Doch vielleicht einmal von vorn: Tara Westover, die Autorin des Romans, ist auf einem Berg in Idaho mit ihren 6 Geschwistern und ihren stark religiösen Eltern aufgewachsen. Der Glaube, die Religion und wahrscheinlich auch der gesamte psychische Zustand des Vaters haben nach und nach die ganze Familie aufgefressen und seine Ansichten über die Welt, den nahenden Weltuntergang und was alles Teil des Teufels ist (so ziemlich alles "normale") bei gleichzeitiger schwankender und ambivalenter Meinung darüber (lange gelten zB Fernseher und Telefon als Teufelswerk, mit einer passenden Begründung sind sie dann aber doch im Haushalt eingezogen). Generell scheint der große Teil ihrer direkten Familie mehr als nur ein Gesicht und eine Persönlichkeit zu haben, die je nach Situation zu Tage tritt und dann mehr oder weniger verheerende Auswrikungen hat - allen voran die Ausbrüche und Misshandlungen durch ihren Bruder Shawn, denen weder ihre Mutter noch ihr Vater Glauben schenken.

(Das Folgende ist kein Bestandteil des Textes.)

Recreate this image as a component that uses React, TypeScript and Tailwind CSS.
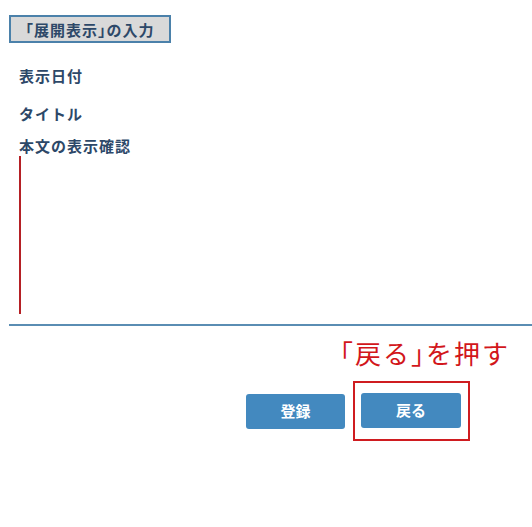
import React from "react";

const jp = { fontFamily: '"Noto Sans CJK JP", "Noto Sans", sans-serif' };

function Br({ c }: { c: string }) {
  return <span className="[font-feature-settings:'halt']">{c}</span>;
}

export default function App() {
  return (
    <div className="relative w-[532px] h-[527px] bg-white overflow-hidden" style={jp}>
      <div className="pt-[15px] pl-[9px]">
        <div className="w-[162px] h-[28px] border-2 border-[#4b81aa] bg-[#d9d9d9] flex items-center justify-center text-[15px] tracking-[1px] font-bold text-[#2d4868] leading-none">
          <span>
            <Br c="「" />展開表示<Br c="」" />の入力
          </span>
        </div>
        <div className="pl-[10px] text-[15px] tracking-[1px] font-bold text-[#2d4868]">
          <div className="mt-[23px] h-[20px] leading-[20px]">表示日付</div>
          <div className="mt-[18px] h-[20px] leading-[20px]">タイトル</div>
          <div className="mt-[12px] h-[20px] leading-[20px]">本文の表示確認</div>
          <div className="w-[2px] h-[158px] bg-[#b52025]"></div>
        </div>
        <div className="mt-[10px] h-[2px] bg-[#5a8db3]"></div>
      </div>
      <div className="absolute left-[340px] top-[337px] text-[26px] tracking-[2px] leading-[32px] text-[#d2161b] whitespace-nowrap">
        <Br c="「" />戻る<Br c="」" />を押す
      </div>
      <div className="mt-[55px] pl-[246px] flex items-center">
        <button className="w-[99px] h-[35px] rounded-[3px] bg-[#4389bf] text-white text-[15px] font-bold">登録</button>
        <div className="ml-[8px] border-2 border-[#cf1c20] pl-[6px] pr-[7px] pt-[10px] pb-[11px]">
          <button className="w-[100px] h-[35px] rounded-[3px] bg-[#4389bf] text-white text-[15px] font-bold block">戻る</button>
        </div>
      </div>
    </div>
  );
}
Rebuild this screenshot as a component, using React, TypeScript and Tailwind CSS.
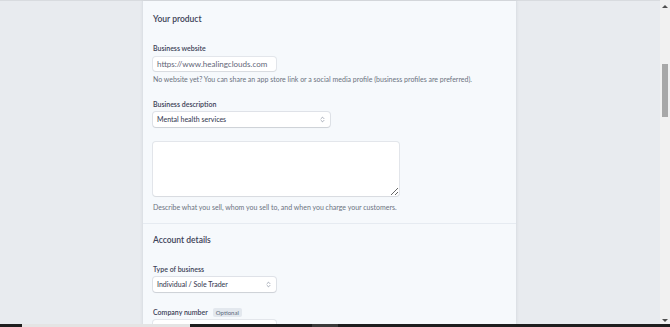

"Es ist merkwürdig, wie viel Macht über dich du den Menschen gibst, die du liebst." - Das Zitat trifft es dabei ganz gut. Immerhin kennt Tara nichts anders und kommt nur durch ihren Bruder Taylor zum College, zum Studium und letzten Endes raus aus der Familie und weg vom Berg. Ihr Weg zu sich selbst und über ihre Ängste und Vorprägungen hinweg, dauert Jahre und wird es vermutlich auch weiterhin tun. Und genau diesen Weg teilt sie mit uns, lässt uns mitlaufen und zeigt wie sie Stück für Stück zu sich selbst findet. Es ist für Außenstehende nicht alles nachvollziehbar, schlicht weil man es selbst nicht erlebt hat und sich manches auch einfach nicht vorstellen kann oder mag.
Insgesamt eine absolut gelungener, tiefgreifender und zum Nachdenken anregender Roman! Ich kann ihn ohne Einschränkungen weiterempfehlen.